- **Work to complete**:
For each line that holds "Tailwind", copy the line out.

◇ ◇ ◇

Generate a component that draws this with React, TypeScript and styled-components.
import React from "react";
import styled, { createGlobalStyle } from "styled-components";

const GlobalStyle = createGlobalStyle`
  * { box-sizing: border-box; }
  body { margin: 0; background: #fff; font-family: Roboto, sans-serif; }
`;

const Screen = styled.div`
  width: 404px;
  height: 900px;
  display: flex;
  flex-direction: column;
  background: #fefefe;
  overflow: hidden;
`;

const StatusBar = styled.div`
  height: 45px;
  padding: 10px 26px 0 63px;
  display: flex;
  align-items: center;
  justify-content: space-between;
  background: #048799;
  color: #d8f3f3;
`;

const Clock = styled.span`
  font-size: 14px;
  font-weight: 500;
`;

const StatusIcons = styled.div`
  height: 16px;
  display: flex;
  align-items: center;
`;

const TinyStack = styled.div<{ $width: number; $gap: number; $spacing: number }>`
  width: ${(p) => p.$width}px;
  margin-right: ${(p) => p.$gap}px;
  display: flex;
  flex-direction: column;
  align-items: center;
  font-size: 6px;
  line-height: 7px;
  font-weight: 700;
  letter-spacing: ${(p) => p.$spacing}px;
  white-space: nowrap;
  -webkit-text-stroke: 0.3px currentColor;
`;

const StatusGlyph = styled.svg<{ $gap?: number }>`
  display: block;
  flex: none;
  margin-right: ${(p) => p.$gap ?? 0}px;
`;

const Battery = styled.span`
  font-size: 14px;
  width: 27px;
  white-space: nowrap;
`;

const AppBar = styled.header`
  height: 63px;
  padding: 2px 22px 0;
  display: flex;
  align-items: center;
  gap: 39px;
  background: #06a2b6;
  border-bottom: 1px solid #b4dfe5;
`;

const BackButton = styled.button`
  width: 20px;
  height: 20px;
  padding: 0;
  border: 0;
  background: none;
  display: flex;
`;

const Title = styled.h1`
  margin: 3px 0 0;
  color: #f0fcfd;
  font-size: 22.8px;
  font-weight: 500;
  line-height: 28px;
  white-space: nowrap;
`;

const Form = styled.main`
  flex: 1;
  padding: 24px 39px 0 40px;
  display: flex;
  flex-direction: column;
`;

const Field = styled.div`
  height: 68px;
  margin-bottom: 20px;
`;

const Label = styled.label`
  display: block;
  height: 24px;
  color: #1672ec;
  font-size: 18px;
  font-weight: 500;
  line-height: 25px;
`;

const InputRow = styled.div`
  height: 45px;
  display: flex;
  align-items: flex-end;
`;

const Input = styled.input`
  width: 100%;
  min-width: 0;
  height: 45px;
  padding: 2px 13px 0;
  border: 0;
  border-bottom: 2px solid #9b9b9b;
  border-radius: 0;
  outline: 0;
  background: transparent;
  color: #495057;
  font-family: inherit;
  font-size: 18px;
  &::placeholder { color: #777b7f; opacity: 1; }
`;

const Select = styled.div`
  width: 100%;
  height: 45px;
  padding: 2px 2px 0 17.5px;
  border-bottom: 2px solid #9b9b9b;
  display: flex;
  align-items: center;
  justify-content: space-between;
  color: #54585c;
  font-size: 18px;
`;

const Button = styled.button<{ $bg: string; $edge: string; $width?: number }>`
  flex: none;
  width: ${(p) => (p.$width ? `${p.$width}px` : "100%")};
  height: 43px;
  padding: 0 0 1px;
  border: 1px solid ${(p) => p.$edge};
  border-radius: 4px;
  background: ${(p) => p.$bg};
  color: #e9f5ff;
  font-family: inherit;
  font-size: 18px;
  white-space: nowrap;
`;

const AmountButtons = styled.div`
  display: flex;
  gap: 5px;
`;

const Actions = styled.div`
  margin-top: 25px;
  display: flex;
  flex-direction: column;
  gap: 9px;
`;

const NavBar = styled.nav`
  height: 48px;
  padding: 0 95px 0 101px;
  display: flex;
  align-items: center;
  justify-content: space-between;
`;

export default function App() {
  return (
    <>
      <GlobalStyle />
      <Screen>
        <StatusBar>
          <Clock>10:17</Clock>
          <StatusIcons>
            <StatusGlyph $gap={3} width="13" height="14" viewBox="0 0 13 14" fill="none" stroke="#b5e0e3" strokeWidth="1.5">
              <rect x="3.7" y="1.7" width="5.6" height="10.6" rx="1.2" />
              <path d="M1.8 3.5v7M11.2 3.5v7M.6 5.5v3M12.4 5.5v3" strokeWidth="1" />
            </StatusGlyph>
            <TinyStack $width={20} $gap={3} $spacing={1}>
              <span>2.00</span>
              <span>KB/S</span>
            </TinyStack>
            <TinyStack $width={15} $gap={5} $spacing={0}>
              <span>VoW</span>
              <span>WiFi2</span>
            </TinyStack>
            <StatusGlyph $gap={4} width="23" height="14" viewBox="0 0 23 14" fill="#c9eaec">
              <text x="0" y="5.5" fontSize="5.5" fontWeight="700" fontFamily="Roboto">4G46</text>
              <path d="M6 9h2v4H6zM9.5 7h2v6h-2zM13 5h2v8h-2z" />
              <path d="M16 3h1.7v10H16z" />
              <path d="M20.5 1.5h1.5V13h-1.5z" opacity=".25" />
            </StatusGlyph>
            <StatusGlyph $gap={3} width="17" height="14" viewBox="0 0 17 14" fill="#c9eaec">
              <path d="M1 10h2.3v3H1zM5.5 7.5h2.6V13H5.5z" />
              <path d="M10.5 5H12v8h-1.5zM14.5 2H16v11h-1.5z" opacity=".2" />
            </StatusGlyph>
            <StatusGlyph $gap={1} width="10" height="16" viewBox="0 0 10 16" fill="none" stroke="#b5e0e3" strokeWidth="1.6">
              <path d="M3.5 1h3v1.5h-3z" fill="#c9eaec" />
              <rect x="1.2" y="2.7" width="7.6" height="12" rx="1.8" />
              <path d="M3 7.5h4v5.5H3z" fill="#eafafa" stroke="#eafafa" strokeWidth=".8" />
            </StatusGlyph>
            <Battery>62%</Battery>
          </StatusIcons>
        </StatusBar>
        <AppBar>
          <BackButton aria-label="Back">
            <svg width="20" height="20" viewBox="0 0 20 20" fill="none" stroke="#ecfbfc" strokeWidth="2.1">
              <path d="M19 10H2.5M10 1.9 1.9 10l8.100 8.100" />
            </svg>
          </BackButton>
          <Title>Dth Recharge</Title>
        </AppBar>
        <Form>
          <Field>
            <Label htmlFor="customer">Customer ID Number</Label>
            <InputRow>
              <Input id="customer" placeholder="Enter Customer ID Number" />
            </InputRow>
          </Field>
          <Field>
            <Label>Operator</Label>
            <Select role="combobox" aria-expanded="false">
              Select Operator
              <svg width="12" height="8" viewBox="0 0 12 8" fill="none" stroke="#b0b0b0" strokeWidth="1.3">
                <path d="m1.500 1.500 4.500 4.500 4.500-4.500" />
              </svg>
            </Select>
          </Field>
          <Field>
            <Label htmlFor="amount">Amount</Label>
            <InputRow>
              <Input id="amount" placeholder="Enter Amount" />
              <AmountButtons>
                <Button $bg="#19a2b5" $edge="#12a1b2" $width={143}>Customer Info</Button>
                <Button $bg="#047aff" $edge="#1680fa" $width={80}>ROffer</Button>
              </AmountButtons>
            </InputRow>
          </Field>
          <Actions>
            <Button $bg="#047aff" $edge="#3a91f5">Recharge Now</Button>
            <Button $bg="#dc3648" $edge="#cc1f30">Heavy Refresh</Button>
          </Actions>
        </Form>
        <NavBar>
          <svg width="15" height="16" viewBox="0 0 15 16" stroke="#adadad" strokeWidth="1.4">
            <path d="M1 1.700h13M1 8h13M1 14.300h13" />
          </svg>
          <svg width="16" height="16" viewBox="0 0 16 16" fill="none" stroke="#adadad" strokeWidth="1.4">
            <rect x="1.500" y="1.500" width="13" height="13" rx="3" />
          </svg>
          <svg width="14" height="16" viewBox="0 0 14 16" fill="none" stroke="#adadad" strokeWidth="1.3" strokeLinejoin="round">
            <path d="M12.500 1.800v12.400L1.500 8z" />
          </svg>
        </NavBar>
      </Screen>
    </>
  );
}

◇ ◇ ◇

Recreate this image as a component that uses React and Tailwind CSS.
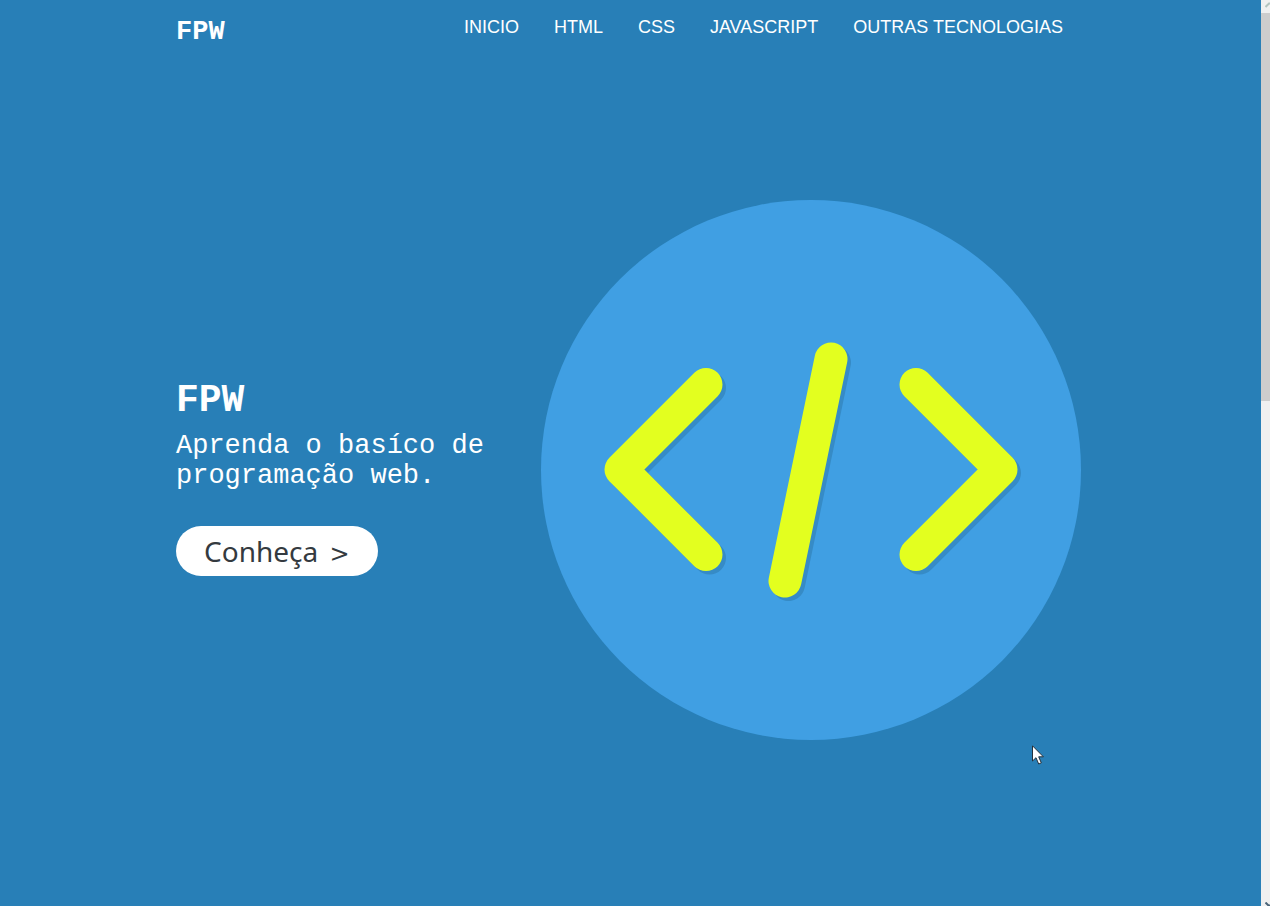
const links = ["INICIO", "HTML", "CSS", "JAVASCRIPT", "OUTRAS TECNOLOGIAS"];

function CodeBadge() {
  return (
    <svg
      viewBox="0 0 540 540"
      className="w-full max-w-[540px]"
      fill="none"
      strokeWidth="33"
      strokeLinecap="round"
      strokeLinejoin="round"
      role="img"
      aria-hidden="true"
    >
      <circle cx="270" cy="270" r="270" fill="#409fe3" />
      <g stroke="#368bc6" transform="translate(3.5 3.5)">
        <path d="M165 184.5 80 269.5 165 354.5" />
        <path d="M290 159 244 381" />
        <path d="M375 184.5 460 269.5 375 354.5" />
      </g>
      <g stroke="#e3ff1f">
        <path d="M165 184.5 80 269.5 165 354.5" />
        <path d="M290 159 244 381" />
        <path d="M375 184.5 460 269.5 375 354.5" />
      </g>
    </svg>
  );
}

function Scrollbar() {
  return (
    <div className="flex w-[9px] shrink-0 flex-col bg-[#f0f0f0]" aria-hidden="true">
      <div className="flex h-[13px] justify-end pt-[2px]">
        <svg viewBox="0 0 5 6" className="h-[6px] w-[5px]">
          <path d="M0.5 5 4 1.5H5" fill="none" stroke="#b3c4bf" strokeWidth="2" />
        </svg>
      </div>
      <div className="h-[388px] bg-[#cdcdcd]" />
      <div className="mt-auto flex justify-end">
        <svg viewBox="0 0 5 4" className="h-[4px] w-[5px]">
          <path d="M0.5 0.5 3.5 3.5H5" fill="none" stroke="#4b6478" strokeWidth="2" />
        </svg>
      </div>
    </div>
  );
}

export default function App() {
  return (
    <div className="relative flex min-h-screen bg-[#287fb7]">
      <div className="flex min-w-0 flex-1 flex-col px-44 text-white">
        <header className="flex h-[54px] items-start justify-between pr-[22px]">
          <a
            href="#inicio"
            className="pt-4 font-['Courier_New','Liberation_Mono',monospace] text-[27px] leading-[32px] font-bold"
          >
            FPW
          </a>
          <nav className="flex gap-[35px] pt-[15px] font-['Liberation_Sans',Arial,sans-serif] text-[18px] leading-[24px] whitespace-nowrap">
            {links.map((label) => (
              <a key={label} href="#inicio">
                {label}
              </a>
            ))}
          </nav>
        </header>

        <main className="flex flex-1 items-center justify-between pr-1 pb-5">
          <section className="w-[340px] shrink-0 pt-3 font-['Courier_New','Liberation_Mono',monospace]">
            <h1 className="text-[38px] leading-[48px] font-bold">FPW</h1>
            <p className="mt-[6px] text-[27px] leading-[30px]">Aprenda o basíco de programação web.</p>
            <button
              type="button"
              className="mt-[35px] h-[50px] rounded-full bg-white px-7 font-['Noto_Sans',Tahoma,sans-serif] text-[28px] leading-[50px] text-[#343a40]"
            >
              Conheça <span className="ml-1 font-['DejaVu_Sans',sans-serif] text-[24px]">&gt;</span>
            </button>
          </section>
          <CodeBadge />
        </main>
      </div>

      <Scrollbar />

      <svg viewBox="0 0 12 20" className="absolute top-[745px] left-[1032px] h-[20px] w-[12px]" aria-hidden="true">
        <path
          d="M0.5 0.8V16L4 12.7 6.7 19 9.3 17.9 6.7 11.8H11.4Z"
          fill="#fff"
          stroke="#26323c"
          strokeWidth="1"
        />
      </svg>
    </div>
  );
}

◇ ◇ ◇

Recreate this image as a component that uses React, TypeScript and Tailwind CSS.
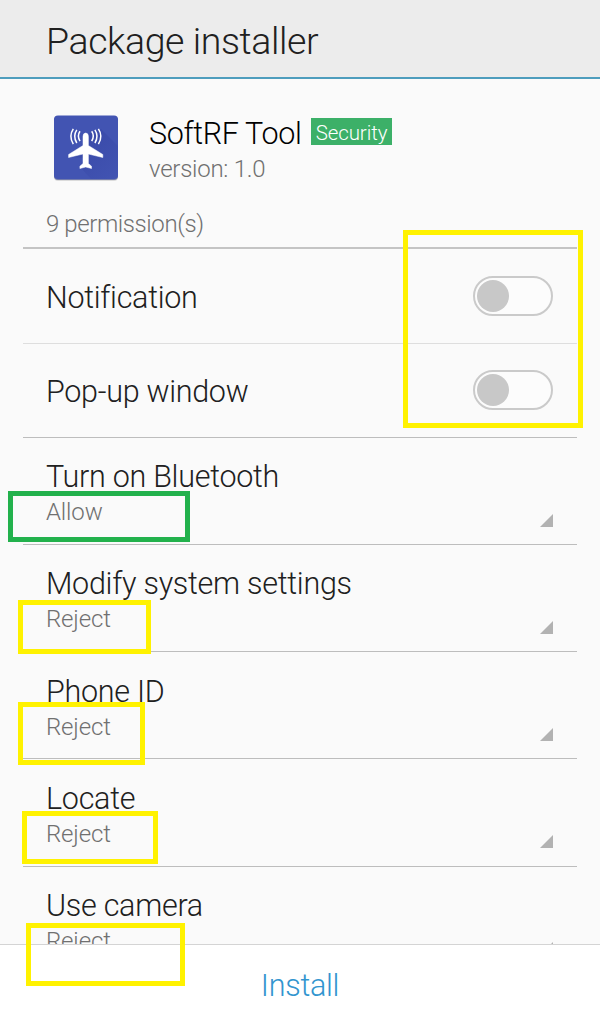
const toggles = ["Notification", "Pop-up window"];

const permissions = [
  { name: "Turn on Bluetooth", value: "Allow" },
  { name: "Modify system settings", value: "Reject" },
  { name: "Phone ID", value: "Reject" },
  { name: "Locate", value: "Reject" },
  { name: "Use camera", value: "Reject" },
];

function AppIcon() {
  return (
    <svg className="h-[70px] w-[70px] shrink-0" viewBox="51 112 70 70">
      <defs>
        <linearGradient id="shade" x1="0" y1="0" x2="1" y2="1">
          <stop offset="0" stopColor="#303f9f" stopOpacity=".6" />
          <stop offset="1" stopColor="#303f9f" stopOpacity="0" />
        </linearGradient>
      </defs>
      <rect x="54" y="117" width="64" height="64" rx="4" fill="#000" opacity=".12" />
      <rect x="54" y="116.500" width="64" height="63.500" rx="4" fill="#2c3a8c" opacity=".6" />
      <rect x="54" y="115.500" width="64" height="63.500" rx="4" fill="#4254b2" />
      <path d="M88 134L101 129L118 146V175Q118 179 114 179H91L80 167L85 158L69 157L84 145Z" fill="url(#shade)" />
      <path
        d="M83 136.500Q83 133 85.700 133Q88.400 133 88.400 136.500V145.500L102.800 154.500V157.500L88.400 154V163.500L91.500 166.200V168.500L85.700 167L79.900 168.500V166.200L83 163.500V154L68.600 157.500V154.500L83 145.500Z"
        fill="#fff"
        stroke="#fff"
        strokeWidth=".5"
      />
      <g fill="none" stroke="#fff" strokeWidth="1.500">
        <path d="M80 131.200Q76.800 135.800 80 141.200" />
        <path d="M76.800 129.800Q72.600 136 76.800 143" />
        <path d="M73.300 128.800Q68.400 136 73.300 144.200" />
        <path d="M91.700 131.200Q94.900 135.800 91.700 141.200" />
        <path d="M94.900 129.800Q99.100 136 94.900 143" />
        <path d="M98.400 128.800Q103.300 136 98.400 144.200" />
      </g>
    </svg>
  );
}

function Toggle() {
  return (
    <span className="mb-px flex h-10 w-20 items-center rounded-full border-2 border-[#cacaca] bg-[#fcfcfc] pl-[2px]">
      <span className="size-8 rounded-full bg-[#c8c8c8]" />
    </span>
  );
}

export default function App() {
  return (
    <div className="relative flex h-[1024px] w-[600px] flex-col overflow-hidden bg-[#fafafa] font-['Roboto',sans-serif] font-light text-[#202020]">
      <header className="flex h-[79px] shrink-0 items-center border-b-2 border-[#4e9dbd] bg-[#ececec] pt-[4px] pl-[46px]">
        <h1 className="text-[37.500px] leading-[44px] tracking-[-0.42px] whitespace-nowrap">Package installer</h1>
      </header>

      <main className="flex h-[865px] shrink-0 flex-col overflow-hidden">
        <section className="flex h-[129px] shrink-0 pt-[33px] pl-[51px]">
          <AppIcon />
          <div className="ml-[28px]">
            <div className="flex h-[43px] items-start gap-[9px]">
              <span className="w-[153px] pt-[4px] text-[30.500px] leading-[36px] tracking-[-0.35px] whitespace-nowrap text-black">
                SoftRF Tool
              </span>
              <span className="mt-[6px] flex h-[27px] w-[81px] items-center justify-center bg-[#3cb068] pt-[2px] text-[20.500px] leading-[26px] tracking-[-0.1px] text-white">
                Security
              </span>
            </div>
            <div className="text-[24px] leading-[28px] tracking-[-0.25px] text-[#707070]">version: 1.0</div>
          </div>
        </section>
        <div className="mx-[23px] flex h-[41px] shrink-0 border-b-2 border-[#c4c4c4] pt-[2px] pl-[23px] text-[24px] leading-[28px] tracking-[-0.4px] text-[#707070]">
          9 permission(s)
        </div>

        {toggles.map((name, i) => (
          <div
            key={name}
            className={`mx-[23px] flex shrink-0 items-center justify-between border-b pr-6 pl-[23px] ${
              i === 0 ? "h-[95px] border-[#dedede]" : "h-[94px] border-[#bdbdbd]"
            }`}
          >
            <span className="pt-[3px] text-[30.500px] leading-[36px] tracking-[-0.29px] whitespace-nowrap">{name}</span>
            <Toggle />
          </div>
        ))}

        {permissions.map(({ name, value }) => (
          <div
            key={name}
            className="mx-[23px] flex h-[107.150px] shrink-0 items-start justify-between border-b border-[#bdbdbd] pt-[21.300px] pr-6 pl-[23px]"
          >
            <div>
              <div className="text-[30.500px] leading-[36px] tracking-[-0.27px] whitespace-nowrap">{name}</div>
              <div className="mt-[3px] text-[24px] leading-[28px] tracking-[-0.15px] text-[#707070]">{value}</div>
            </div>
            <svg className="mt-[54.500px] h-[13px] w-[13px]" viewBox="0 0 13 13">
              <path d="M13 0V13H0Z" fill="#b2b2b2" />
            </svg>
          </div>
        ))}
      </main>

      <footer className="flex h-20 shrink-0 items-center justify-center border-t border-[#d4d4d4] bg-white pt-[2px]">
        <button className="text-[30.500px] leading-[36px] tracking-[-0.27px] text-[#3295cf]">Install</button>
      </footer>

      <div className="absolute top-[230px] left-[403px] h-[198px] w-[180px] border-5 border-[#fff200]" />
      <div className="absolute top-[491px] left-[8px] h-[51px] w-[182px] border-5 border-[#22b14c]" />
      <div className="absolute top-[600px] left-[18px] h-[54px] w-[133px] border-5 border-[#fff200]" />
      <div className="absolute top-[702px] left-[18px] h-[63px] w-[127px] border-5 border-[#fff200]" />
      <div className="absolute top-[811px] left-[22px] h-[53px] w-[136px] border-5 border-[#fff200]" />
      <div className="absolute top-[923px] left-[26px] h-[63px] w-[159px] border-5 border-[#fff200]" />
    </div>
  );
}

◇ ◇ ◇

- **Output below**:
Recreate this image as a component that uses React and Tailwind CSS.
Recreate this image as a component that uses React, TypeScript and Tailwind CSS.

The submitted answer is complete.